Auch wenn Evenepoel mit seinem starken Auftaktzeitfahren gleich einmal ein Ausrufezeichen gesetzt hat, wirklich in Sicherheit wiegen darf er sich nach nur drei Etappen natürlich nicht. Denn mit letzter Konsequenz gestaltete Roglic seinen Versuch, einige Sekunden gutzumachen, dann doch nicht. Eher schon locker und lässig rollte er hinter dem Träger des Rosa Trikots über die Zwischensprintmarke, als hätte er nur mal testen wollen, wie Evenepoel reagieren würde.

Remco Evenepoel (Soudal – Quick-Step) sicherte sich am Bonussprint des Tages drei Sekunden Zeitgutschrift. | Foto: Cor Vos

Roglic, immerhin dreimaliger Vuelta-Sieger und auch beim Giro und der Tour schon nahe an einem Gesamtsieg dran, gehört zu den dominierenden Grand-Tour-Fahrern der letzten Jahre und ging zumeist als Topfavorit und Gejagter in diese Rennen. Eine Situation, mit der er oft zu kämpfen hatte, die bitterste Niederlage kassierte er bei der Tour de France 2020, wo sein junger Landsmann Tadej Pogacar (UAE Team Emirates) ihm am vorletzten Tag noch den sicher geglaubten Sieg wegschnappte.

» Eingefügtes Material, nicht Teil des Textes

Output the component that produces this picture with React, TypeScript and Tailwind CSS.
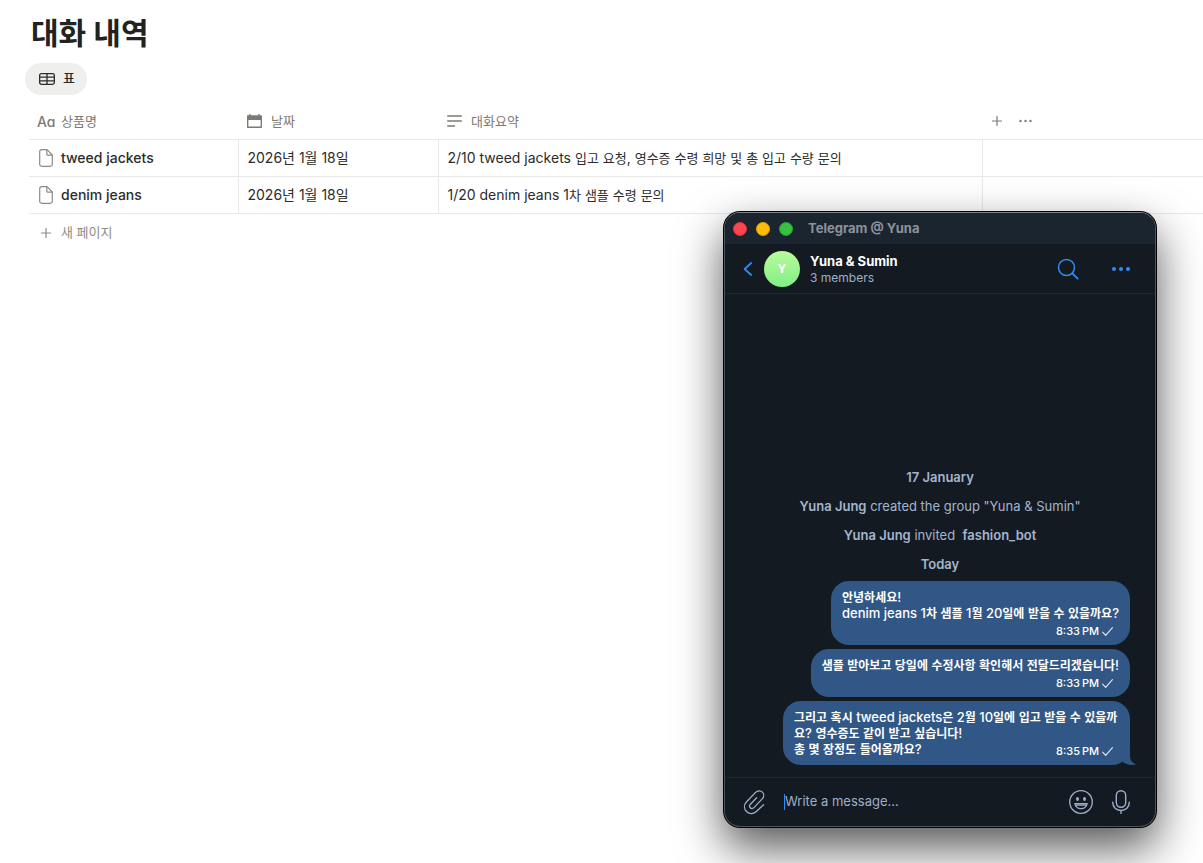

Im Einzelzeitfahren der 20. Etappe hinauf zur Planches des Belles Filles hielt Roglic dem Druck nicht stand und musste sich einem entfesselt fahrenden Pogacar geschlagen geben, der zuvor fast drei Wochen der Jäger seines älteren Landsmanns gewesen war. Durch Evenepoels Show ist aber bei diesem Giro aber Roglic der Jäger und der junge Belgier der Gejagte.

Längst ist Roglic in Grand-Tour-Zweikämpfen geschult

Und wie gut der Jumbo-Kapitän diesen Part mittlerweile spielen kann, bewies er zur Mitte der letztjährigen Vuelta, als er mit andauernden Angriffen innerhalb von drei Etappen den Rückstand auf den im Roten Trikot fahrenden Evenepoel von 2:41 Minuten auf 1:26 Minuten reduzierte. Immer wieder setzte der 33-Jährige seine Nadelstiche und wäre er nicht im Finale der 16. Etappe gestürzt, hätte Roglic womöglich noch das Klassement gedreht.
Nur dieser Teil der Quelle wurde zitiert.